Author(s): John S.L. McCombie

Journal: PSL Quarterly Review
ISSN 2037-3635

Volume: 64;
Issue: 259;
Start page: 353;
Date: 2011;
Original page

Keywords: Balance of payments | growth | Thirlwall’s Law

This paper assesses various critiques that have been levelled over the years against Thirlwall’s Law and the balance-of-payments constrained growth model. It starts by assessing the criticisms that the law is largely capturing an identity; that the law of one price renders the model incoherent; and that statistical testing using cross-country data rejects the hypothesis that the actual and the balance-of-payments equilibrium growth rates are the same.

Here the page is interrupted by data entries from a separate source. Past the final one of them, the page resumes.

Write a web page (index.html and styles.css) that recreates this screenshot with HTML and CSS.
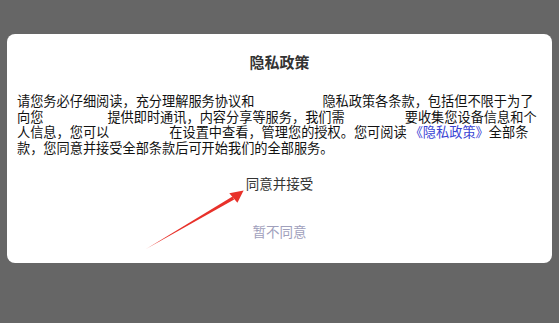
FILE: index.html
```html
<!DOCTYPE html>
<html lang="zh-CN">
<head>
    <meta charset="UTF-8" />
    <meta name="viewport" content="width=device-width, initial-scale=1.0" />
    <title>隐私政策</title>
    <link rel="stylesheet" href="styles.css">
</head>
<body>

    <div class="dialog">
        <h2 class="dialog-title">隐私政策</h2>

        <p class="dialog-text">请您务必仔细阅读，充分理解服务协议和<span class="app-name w1"></span>隐私政策各条款，包括但不限于为了向您<span class="app-name w2"></span>提供即时通讯，内容分享等服务，我们需<span class="app-name w3"></span>要收集您设备信息和个人信息，您可以<span class="app-name w3"></span>在设置中查看，管理您的授权。您可阅读 <a class="link" href="#">《隐私政策》</a>全部条款，您同意并接受全部条款后可开始我们的全部服务。</p>

        <button class="btn btn-agree" id="btn-agree">同意并接受</button>
        <button class="btn btn-refuse" id="btn-refuse">暂不同意</button>
    </div>

    <!-- 标注箭头 -->
    <svg class="arrow" width="559" height="323" viewBox="0 0 559 323">
        <polygon points="146,249 232.5,196.4 234.2,199.4" fill="#e8312a" />
        <polygon points="243.6,190.4 229.3,193.2 237.4,202.8" fill="#e8312a" />
    </svg>

</body>
</html>
```

FILE: styles.css
```css
body {
    margin: 0;
    height: 323px;
    background: #666666;
    font-family: "Noto Sans CJK SC", "DejaVu Sans", sans-serif;
    color: #222;
    position: relative;
    overflow: hidden;
}

.dialog {
    margin: 34px 7px 0;
    background: #ffffff;
    border-radius: 8px;
    padding: 18px 10px 8px;
    display: flex;
    flex-direction: column;
}

.dialog-title {
    margin: 0;
    font-size: 15px;
    line-height: 20px;
    font-weight: bold;
    color: #333;
    text-align: center;
}

.dialog-text {
    margin: 21px 0 0;
    font-size: 13.2px;
    line-height: 15.5px;
    color: #111;
}

.app-name {
    display: inline-block;
    height: 1px;
}

.w1 { width: 68px; }
.w2 { width: 64px; }
.w3 { width: 60px; }

.link {
    color: #3a44d4;
    text-decoration: none;
}

.btn {
    border: none;
    background: none;
    height: 48px;
    font-family: "Noto Sans CJK SC", "DejaVu Sans", sans-serif;
    font-size: 13.5px;
    cursor: pointer;
}

.btn-agree {
    margin-top: 4px;
    color: #333;
}

.btn-refuse {
    color: #a0a0bc;
}

.arrow {
    position: absolute;
    left: 0;
    top: 0;
    pointer-events: none;
}
```
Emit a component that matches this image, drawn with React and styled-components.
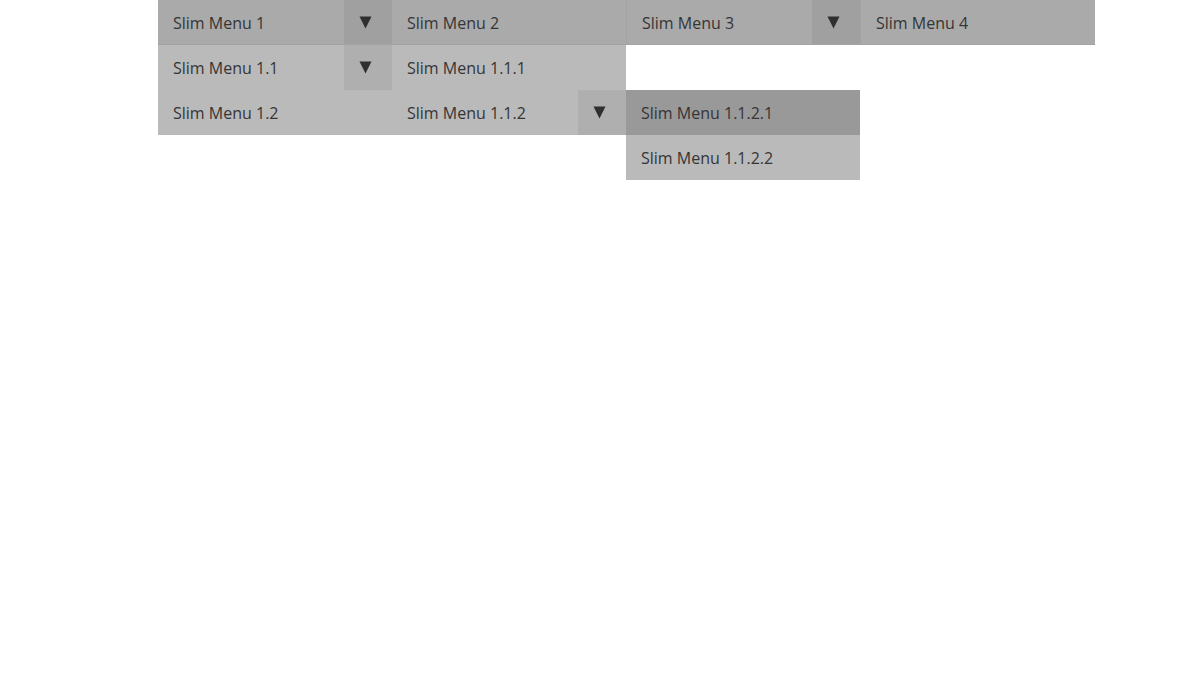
import React from "react";
import styled, { createGlobalStyle } from "styled-components";

const Global = createGlobalStyle`
  html, body { margin: 0; padding: 0; background: #fff; }
  body { font-family: "Open Sans", "Liberation Sans", sans-serif; }
`;

const Page = styled.div`
  padding-left: 158px;
  width: 1200px;
  height: 680px;
  box-sizing: border-box;
`;

const Bar = styled.ul`
  list-style: none;
  margin: 0;
  padding: 0;
  display: flex;
  width: 937px;
  background: #aaaaaa;
  border-bottom: 1px solid #a3a3a3;
`;

const Item = styled.li`
  position: relative;
  width: ${(p) => p.$w || 234}px;
  height: 44px;
  display: flex;
  padding-top: 1px;
  border-left: ${(p) => (p.$sep ? "1px solid #a2a2a2" : "none")};
  box-sizing: border-box;
`;

const Label = styled.span`
  flex: 1;
  display: flex;
  align-items: center;
  padding-left: 15px;
  font-size: 16px;
  color: #353535;
  background: ${(p) => p.$bg || "transparent"};
`;

const Toggle = styled.span`
  width: 48px;
  display: flex;
  align-items: center;
  justify-content: center;
  padding-right: 6px;
  box-sizing: border-box;
  background: ${(p) => p.$bg};
`;

const TopToggle = styled(Toggle)`
  margin-top: -1px;
`;

const Sub = styled.ul`
  list-style: none;
  margin: 0;
  padding: 0;
  position: absolute;
  top: ${(p) => p.$top}px;
  left: ${(p) => p.$left}px;
  width: 234px;
  z-index: 2;
`;

const SubItem = styled.li`
  position: relative;
  height: 45px;
  display: flex;
  background: ${(p) => (p.$hover ? "#999999" : "#bababa")};
`;

const Arrow = () => (
  <svg width="13" height="13" viewBox="0 0 13 13">
    <polygon points="0.5,0.5 12.5,0.5 6.5,12.5" fill="#2f2f2f" />
  </svg>
);

export default function App() {
  return (
    <>
      <Global />
      <Page>
        <Bar>
          <Item>
            <Label>Slim Menu 1</Label>
            <TopToggle $bg="#a0a0a0">
              <Arrow />
            </TopToggle>
            <Sub $top={45} $left={0}>
              <SubItem>
                <Label>Slim Menu 1.1</Label>
                <Toggle $bg="#afafaf">
                  <Arrow />
                </Toggle>
                <Sub $top={0} $left={234}>
                  <SubItem>
                    <Label>Slim Menu 1.1.1</Label>
                  </SubItem>
                  <SubItem>
                    <Label>Slim Menu 1.1.2</Label>
                    <Toggle $bg="#afafaf">
                      <Arrow />
                    </Toggle>
                    <Sub $top={0} $left={234}>
                      <SubItem $hover>
                        <Label>Slim Menu 1.1.2.1</Label>
                      </SubItem>
                      <SubItem>
                        <Label>Slim Menu 1.1.2.2</Label>
                      </SubItem>
                    </Sub>
                  </SubItem>
                </Sub>
              </SubItem>
              <SubItem>
                <Label>Slim Menu 1.2</Label>
              </SubItem>
            </Sub>
          </Item>
          <Item>
            <Label>Slim Menu 2</Label>
          </Item>
          <Item $sep>
            <Label>Slim Menu 3</Label>
            <TopToggle $bg="#a0a0a0">
              <Arrow />
            </TopToggle>
          </Item>
          <Item $sep $w={235}>
            <Label>Slim Menu 4</Label>
          </Item>
        </Bar>
      </Page>
    </>
  );
}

It goes on to consider the argument that calculations of the “constant-market-shares” income elasticities of demand for exports demonstrate that the UK (and by implication other advanced countries) could not have been balance-of-payments constrained in the early postwar period. Next Krugman’s interpretation of the law (or what he terms the “45-degree rule”), which is at variance with the usual demand-oriented explanation, is examined. The paper next assesses attempts to reconcile the demand and supply side of the model and examines whether or not the balance-of-payments constrained growth model is subject to the fallacy of composition. It concludes that none of these criticisms invalidate the model, which remains a powerful explanation of why growth rates differ.